About a decade ago study of Adolf Hitler’s paternal lineage (through male relatives) indicated that his haplogroup was E1b1b. Though reports that Hitler was non-European, because this is a very common lineage in non-Europeans, as well as Jews, were incorrect, it does turn out that Hitler’s paternal lineage is not associated with the Indo-European migrations. That is, unlike me, Adolf Hitler does not descend from the All-father, but rather one of the men who were conquered and assimilated by the steppe pastoralists.

But E1b1b is an interesting lineage. First, it is very common in much of Africa, especially the north. Second, it is common among the Natufian people according to Lazaridis et al. In contrast the Neolithic Iranian farmers seem to have harbored haplogroups J. Today the Near East is a mix of the two, which makes sense in light of the fact that reciprocal gene flow has occurred in the last 6,000 years.
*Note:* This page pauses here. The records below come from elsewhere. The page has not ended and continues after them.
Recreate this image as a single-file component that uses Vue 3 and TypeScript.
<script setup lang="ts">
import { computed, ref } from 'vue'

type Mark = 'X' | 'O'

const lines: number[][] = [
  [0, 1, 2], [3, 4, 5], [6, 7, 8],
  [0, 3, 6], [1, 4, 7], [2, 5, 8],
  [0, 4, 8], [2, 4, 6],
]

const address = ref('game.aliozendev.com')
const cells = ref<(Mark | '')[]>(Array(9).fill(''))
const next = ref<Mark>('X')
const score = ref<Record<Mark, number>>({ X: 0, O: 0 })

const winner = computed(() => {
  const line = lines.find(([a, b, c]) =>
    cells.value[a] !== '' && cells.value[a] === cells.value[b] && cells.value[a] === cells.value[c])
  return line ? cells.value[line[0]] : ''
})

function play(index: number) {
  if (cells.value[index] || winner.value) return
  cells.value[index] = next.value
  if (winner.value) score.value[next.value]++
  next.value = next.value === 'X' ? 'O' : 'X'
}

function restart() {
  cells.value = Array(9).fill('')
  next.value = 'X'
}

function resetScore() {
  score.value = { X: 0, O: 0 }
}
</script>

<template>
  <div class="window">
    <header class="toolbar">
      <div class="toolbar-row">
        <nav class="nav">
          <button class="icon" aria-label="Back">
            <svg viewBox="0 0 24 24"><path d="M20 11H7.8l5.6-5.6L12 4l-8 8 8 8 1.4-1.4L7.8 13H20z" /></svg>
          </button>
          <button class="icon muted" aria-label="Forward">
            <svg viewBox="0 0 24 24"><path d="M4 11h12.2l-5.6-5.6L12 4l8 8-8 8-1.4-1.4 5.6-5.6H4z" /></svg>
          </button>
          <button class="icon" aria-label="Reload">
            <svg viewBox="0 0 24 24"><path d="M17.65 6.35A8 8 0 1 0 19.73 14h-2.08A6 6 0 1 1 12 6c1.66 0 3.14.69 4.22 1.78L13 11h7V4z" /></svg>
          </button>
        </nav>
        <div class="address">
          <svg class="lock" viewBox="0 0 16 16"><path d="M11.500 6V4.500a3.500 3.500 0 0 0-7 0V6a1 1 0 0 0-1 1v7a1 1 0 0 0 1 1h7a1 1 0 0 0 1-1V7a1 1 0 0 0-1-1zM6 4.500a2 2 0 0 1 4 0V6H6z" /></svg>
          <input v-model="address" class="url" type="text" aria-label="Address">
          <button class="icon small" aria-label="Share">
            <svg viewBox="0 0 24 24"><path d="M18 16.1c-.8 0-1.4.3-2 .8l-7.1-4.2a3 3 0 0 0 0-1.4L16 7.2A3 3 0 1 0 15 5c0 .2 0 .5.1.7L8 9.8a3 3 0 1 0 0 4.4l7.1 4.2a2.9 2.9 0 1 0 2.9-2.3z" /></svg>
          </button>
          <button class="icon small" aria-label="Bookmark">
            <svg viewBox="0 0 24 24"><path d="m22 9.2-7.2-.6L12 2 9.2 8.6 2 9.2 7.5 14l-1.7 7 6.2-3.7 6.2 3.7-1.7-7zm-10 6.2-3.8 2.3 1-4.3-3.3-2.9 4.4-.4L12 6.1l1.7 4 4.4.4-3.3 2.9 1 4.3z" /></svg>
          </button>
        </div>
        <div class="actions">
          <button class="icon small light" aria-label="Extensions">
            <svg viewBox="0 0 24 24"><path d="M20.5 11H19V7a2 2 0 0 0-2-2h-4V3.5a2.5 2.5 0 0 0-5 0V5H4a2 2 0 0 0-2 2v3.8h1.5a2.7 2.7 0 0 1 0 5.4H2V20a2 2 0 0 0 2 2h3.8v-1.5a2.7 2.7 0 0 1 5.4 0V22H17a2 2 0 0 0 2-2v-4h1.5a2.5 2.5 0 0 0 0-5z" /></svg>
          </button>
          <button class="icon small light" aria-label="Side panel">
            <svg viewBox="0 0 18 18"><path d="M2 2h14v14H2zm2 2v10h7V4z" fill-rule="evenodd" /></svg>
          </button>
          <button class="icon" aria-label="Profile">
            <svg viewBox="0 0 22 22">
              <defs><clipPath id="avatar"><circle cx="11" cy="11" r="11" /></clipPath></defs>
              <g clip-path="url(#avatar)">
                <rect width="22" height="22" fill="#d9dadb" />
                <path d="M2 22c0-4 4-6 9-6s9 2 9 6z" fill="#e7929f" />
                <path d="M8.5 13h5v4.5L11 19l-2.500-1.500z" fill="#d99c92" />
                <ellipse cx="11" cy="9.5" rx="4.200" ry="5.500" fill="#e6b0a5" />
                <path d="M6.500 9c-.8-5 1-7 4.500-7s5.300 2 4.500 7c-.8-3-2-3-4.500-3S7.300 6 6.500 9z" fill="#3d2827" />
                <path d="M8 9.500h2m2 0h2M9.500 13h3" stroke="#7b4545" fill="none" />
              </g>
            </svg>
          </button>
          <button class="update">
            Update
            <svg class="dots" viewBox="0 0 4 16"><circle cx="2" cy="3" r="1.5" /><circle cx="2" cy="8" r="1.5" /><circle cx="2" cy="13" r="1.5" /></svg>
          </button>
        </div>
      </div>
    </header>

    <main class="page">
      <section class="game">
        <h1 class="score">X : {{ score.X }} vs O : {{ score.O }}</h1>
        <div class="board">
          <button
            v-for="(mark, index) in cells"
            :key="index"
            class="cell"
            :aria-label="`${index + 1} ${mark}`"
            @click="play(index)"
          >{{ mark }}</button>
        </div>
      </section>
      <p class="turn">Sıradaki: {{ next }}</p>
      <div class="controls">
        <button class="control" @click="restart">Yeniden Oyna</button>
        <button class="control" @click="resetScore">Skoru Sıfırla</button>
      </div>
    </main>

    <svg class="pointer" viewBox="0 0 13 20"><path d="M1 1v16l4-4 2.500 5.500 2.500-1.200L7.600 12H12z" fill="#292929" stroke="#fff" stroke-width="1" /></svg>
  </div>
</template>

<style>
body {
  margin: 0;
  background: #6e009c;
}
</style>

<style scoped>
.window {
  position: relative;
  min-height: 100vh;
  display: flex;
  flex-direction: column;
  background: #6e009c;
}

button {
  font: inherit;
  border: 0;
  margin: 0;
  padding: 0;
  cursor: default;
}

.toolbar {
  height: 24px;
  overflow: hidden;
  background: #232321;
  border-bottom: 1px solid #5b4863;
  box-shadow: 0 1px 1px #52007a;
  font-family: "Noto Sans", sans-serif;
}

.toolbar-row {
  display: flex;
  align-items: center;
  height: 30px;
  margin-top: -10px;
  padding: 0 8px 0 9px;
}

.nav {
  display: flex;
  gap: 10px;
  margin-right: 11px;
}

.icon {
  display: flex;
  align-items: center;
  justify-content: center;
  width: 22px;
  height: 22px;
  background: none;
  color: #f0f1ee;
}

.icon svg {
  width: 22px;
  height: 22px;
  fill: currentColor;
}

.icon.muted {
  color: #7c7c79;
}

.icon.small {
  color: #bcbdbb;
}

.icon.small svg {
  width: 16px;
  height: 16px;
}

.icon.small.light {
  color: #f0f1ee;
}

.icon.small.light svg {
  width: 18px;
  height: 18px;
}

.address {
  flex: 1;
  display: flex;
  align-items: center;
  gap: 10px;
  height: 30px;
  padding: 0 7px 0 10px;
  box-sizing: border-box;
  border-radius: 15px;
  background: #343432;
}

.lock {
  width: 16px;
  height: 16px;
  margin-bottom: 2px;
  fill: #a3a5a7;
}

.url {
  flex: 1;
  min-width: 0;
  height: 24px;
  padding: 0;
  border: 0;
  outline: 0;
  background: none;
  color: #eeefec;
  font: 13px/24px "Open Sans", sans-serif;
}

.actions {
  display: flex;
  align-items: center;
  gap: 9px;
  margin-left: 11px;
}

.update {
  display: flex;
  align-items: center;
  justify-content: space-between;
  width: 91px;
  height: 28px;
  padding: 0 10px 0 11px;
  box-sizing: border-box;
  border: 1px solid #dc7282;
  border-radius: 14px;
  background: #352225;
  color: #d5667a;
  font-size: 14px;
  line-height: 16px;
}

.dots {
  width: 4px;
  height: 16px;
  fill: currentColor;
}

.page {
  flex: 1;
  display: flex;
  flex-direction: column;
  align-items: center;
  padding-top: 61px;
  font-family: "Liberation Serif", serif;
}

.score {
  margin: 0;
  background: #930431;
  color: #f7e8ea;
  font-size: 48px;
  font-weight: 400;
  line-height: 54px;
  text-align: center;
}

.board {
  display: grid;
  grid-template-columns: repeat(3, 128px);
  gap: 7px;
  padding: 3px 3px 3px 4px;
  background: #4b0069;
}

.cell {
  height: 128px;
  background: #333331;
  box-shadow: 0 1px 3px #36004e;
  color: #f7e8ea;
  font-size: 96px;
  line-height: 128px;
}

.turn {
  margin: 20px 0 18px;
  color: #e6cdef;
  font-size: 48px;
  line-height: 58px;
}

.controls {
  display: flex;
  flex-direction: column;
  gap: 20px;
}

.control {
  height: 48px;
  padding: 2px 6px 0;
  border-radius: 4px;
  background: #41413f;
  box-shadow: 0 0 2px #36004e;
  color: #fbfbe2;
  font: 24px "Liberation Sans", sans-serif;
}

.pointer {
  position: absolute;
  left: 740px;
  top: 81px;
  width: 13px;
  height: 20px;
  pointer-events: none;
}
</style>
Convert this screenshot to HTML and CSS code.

Looking at E1b1b frequencies you notice a few things. The highest frequencies with large N’s are in the Cushitic and Berber languages. Haplogroup J has a different distribution, being skewed more to West Asia. In Ethiopia E1b1b is more common, but J is far more prevalent among the Semitic Amhara than the Cushitic Oromo. Though it is subtle autosomal DNA makes it clear that the Semitic speaking populations in Ethiopia-Somalia have more Eurasian ancestry than the Cushitic ones. I believe this is evidence of the multiple migration pattern discerned earlier.

If you go further south in East Africa and compare E1b1b and J you see a skew in the ratio. E1b1b declines in frequency, but J basically disappears. Among the Masai, who have a clear minor West Eurasian ancestral component, albeit far less than Ethiopians, 50% carry E1b1b. Among the Sandawe, who are a language isolate  with clicks, but exhibit Cushitic genetic affinities, 34% carry E1b1b. Among their Hadza hunter-gatherer neighbors, 15% do so. Among many Khoisan groups the frequency of E1b1b is 10%. Most of these groups exhibit no J haplogroup. This aligns easily with what Skoglund was reporting earlier: the first pastoralists had no “eastern farmer,” but did have “western farmer.” The Natufians were E1b1b. The wider reach of E1b1b in Africa in comparison to J is likely due to the fact that the admixed pastoralists were pushing into relatively virgin territories. Later Eurasian backflow events, which brought Semitic languages, encountered a much more densely populated Africa.

The hypothesis I present is that after the descendants of the Natufians made the transition to farming, some immediately pushed into areas of Africa suitable for farming and/or pastoralism. They quick diversified into the various Berber and Cushitic languages. The adoption of Nilo-Saharan languages, and later Khoisan ones, was simply the process of successive and serial admixture into local populations as these paternal lineages introduced their lifestyle. In the Near East many distinct Semitic languages persisted across the Fertile Crescent, and for whatever reason the various non-Semitic languages faded and Semitic ones flourished.